Exercise goal =
Produce a word-for-word copy of the listing below without its pictures.

Available data =
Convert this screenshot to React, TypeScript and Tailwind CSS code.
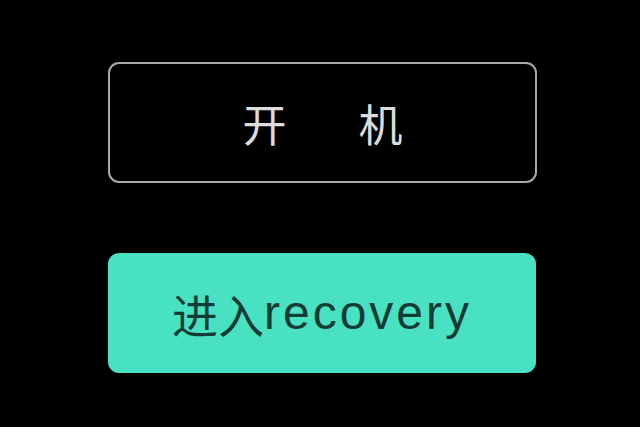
import React from "react";

export default function App() {
  return (
    <div className="w-[640px] h-[427px] bg-black flex flex-col pl-[108px] pt-[62px] gap-[70px] font-['Noto_Sans_CJK_SC','Liberation_Sans',sans-serif]">
      <div className="w-[429px] h-[121px] rounded-[11px] border-[2.5px] border-[#a9a9a9] flex items-center justify-center gap-[72px] text-[#dcdcdc] text-[44px] leading-none">
        <span>开</span>
        <span>机</span>
      </div>
      <div className="w-[428px] h-[120px] rounded-[11px] bg-[#48e2c3] flex items-center justify-center text-[#143c34] leading-none">
        <span className="text-[46px] font-['Noto_Sans_CJK_SC',sans-serif]">进入</span>
        <span className="text-[48px] tracking-[3px] font-['Liberation_Sans',sans-serif]">recovery</span>
      </div>
    </div>
  );
}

Reply =
Convert this screenshot to React, TypeScript and Tailwind CSS code.
import React from "react";

export default function App() {
  return (
    <div className="w-[640px] h-[427px] bg-black flex flex-col pl-[108px] pt-[62px] gap-[70px] font-['Noto_Sans_CJK_SC','Liberation_Sans',sans-serif]">
      <div className="w-[429px] h-[121px] rounded-[11px] border-[2.5px] border-[#a9a9a9] flex items-center justify-center gap-[72px] text-[#dcdcdc] text-[44px] leading-none">
        <span>开</span>
        <span>机</span>
      </div>
      <div className="w-[428px] h-[120px] rounded-[11px] bg-[#48e2c3] flex items-center justify-center text-[#143c34] leading-none">
        <span className="text-[46px] font-['Noto_Sans_CJK_SC',sans-serif]">进入</span>
        <span className="text-[48px] tracking-[3px] font-['Liberation_Sans',sans-serif]">recovery</span>
      </div>
    </div>
  );
}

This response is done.